──────── Data section ────────

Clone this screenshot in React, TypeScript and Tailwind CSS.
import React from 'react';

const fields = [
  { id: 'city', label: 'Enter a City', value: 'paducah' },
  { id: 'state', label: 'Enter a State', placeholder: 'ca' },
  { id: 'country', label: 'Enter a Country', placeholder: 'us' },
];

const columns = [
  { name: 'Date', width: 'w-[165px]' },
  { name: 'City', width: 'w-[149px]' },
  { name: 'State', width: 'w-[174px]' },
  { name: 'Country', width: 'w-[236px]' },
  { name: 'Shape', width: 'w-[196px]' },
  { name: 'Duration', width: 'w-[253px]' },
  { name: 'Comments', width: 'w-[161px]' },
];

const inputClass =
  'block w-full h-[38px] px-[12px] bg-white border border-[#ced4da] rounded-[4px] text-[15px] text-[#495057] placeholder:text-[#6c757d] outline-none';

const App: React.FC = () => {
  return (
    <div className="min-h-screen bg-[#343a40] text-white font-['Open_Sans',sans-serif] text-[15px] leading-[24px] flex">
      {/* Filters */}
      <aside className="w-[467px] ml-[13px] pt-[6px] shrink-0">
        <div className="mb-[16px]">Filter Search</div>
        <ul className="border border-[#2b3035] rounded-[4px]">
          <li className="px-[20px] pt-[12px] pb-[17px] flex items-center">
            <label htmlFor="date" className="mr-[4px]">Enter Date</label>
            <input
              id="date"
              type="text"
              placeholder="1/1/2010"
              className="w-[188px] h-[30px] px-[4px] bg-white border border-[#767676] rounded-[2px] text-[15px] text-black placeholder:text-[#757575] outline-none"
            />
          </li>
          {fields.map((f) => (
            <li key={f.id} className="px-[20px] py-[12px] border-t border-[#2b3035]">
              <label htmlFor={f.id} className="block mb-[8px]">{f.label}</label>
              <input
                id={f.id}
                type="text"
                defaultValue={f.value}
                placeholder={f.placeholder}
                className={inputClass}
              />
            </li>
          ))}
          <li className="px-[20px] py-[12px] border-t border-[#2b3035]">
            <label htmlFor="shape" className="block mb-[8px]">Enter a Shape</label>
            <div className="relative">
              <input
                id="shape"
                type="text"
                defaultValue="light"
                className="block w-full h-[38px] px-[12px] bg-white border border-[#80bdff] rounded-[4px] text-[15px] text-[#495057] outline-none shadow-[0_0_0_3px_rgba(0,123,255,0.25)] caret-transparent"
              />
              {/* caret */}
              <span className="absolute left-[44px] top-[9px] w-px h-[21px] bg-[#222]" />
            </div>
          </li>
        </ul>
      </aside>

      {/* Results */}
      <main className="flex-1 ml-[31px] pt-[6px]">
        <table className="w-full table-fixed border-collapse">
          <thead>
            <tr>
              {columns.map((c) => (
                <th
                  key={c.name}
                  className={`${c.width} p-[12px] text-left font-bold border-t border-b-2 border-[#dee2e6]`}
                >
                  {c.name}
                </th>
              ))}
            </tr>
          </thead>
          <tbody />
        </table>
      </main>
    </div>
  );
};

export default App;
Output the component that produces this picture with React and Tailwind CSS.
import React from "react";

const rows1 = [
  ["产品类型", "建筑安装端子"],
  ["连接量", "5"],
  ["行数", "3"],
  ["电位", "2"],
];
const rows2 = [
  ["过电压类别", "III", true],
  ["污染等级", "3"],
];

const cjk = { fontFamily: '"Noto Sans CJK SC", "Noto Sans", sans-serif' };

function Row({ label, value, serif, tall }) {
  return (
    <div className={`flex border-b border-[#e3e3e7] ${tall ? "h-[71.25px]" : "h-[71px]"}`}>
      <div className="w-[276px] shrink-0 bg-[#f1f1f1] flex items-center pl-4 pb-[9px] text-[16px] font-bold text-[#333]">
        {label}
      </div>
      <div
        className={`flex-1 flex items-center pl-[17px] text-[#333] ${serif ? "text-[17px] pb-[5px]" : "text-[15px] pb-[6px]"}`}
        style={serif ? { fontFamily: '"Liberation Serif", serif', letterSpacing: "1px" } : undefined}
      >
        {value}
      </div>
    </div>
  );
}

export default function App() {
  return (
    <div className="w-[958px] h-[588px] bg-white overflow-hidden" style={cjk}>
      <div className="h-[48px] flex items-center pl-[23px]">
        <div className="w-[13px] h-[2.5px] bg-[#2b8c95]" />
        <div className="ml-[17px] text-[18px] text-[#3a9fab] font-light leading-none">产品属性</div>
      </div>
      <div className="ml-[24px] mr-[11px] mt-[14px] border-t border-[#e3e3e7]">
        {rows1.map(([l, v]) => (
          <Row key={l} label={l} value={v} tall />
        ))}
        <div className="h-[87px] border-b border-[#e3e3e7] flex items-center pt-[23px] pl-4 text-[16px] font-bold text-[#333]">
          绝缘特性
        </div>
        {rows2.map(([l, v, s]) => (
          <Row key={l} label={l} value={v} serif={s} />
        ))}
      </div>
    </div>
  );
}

────────

● The exercise
Please give back all of the records exactly as written.

● Result for this exercise
Clone this screenshot in React, TypeScript and Tailwind CSS.
import React from 'react';

const fields = [
  { id: 'city', label: 'Enter a City', value: 'paducah' },
  { id: 'state', label: 'Enter a State', placeholder: 'ca' },
  { id: 'country', label: 'Enter a Country', placeholder: 'us' },
];

const columns = [
  { name: 'Date', width: 'w-[165px]' },
  { name: 'City', width: 'w-[149px]' },
  { name: 'State', width: 'w-[174px]' },
  { name: 'Country', width: 'w-[236px]' },
  { name: 'Shape', width: 'w-[196px]' },
  { name: 'Duration', width: 'w-[253px]' },
  { name: 'Comments', width: 'w-[161px]' },
];

const inputClass =
  'block w-full h-[38px] px-[12px] bg-white border border-[#ced4da] rounded-[4px] text-[15px] text-[#495057] placeholder:text-[#6c757d] outline-none';

const App: React.FC = () => {
  return (
    <div className="min-h-screen bg-[#343a40] text-white font-['Open_Sans',sans-serif] text-[15px] leading-[24px] flex">
      {/* Filters */}
      <aside className="w-[467px] ml-[13px] pt-[6px] shrink-0">
        <div className="mb-[16px]">Filter Search</div>
        <ul className="border border-[#2b3035] rounded-[4px]">
          <li className="px-[20px] pt-[12px] pb-[17px] flex items-center">
            <label htmlFor="date" className="mr-[4px]">Enter Date</label>
            <input
              id="date"
              type="text"
              placeholder="1/1/2010"
              className="w-[188px] h-[30px] px-[4px] bg-white border border-[#767676] rounded-[2px] text-[15px] text-black placeholder:text-[#757575] outline-none"
            />
          </li>
          {fields.map((f) => (
            <li key={f.id} className="px-[20px] py-[12px] border-t border-[#2b3035]">
              <label htmlFor={f.id} className="block mb-[8px]">{f.label}</label>
              <input
                id={f.id}
                type="text"
                defaultValue={f.value}
                placeholder={f.placeholder}
                className={inputClass}
              />
            </li>
          ))}
          <li className="px-[20px] py-[12px] border-t border-[#2b3035]">
            <label htmlFor="shape" className="block mb-[8px]">Enter a Shape</label>
            <div className="relative">
              <input
                id="shape"
                type="text"
                defaultValue="light"
                className="block w-full h-[38px] px-[12px] bg-white border border-[#80bdff] rounded-[4px] text-[15px] text-[#495057] outline-none shadow-[0_0_0_3px_rgba(0,123,255,0.25)] caret-transparent"
              />
              {/* caret */}
              <span className="absolute left-[44px] top-[9px] w-px h-[21px] bg-[#222]" />
            </div>
          </li>
        </ul>
      </aside>

      {/* Results */}
      <main className="flex-1 ml-[31px] pt-[6px]">
        <table className="w-full table-fixed border-collapse">
          <thead>
            <tr>
              {columns.map((c) => (
                <th
                  key={c.name}
                  className={`${c.width} p-[12px] text-left font-bold border-t border-b-2 border-[#dee2e6]`}
                >
                  {c.name}
                </th>
              ))}
            </tr>
          </thead>
          <tbody />
        </table>
      </main>
    </div>
  );
};

export default App;
Output the component that produces this picture with React and Tailwind CSS.
import React from "react";

const rows1 = [
  ["产品类型", "建筑安装端子"],
  ["连接量", "5"],
  ["行数", "3"],
  ["电位", "2"],
];
const rows2 = [
  ["过电压类别", "III", true],
  ["污染等级", "3"],
];

const cjk = { fontFamily: '"Noto Sans CJK SC", "Noto Sans", sans-serif' };

function Row({ label, value, serif, tall }) {
  return (
    <div className={`flex border-b border-[#e3e3e7] ${tall ? "h-[71.25px]" : "h-[71px]"}`}>
      <div className="w-[276px] shrink-0 bg-[#f1f1f1] flex items-center pl-4 pb-[9px] text-[16px] font-bold text-[#333]">
        {label}
      </div>
      <div
        className={`flex-1 flex items-center pl-[17px] text-[#333] ${serif ? "text-[17px] pb-[5px]" : "text-[15px] pb-[6px]"}`}
        style={serif ? { fontFamily: '"Liberation Serif", serif', letterSpacing: "1px" } : undefined}
      >
        {value}
      </div>
    </div>
  );
}

export default function App() {
  return (
    <div className="w-[958px] h-[588px] bg-white overflow-hidden" style={cjk}>
      <div className="h-[48px] flex items-center pl-[23px]">
        <div className="w-[13px] h-[2.5px] bg-[#2b8c95]" />
        <div className="ml-[17px] text-[18px] text-[#3a9fab] font-light leading-none">产品属性</div>
      </div>
      <div className="ml-[24px] mr-[11px] mt-[14px] border-t border-[#e3e3e7]">
        {rows1.map(([l, v]) => (
          <Row key={l} label={l} value={v} tall />
        ))}
        <div className="h-[87px] border-b border-[#e3e3e7] flex items-center pt-[23px] pl-4 text-[16px] font-bold text-[#333]">
          绝缘特性
        </div>
        {rows2.map(([l, v, s]) => (
          <Row key={l} label={l} value={v} serif={s} />
        ))}
      </div>
    </div>
  );
}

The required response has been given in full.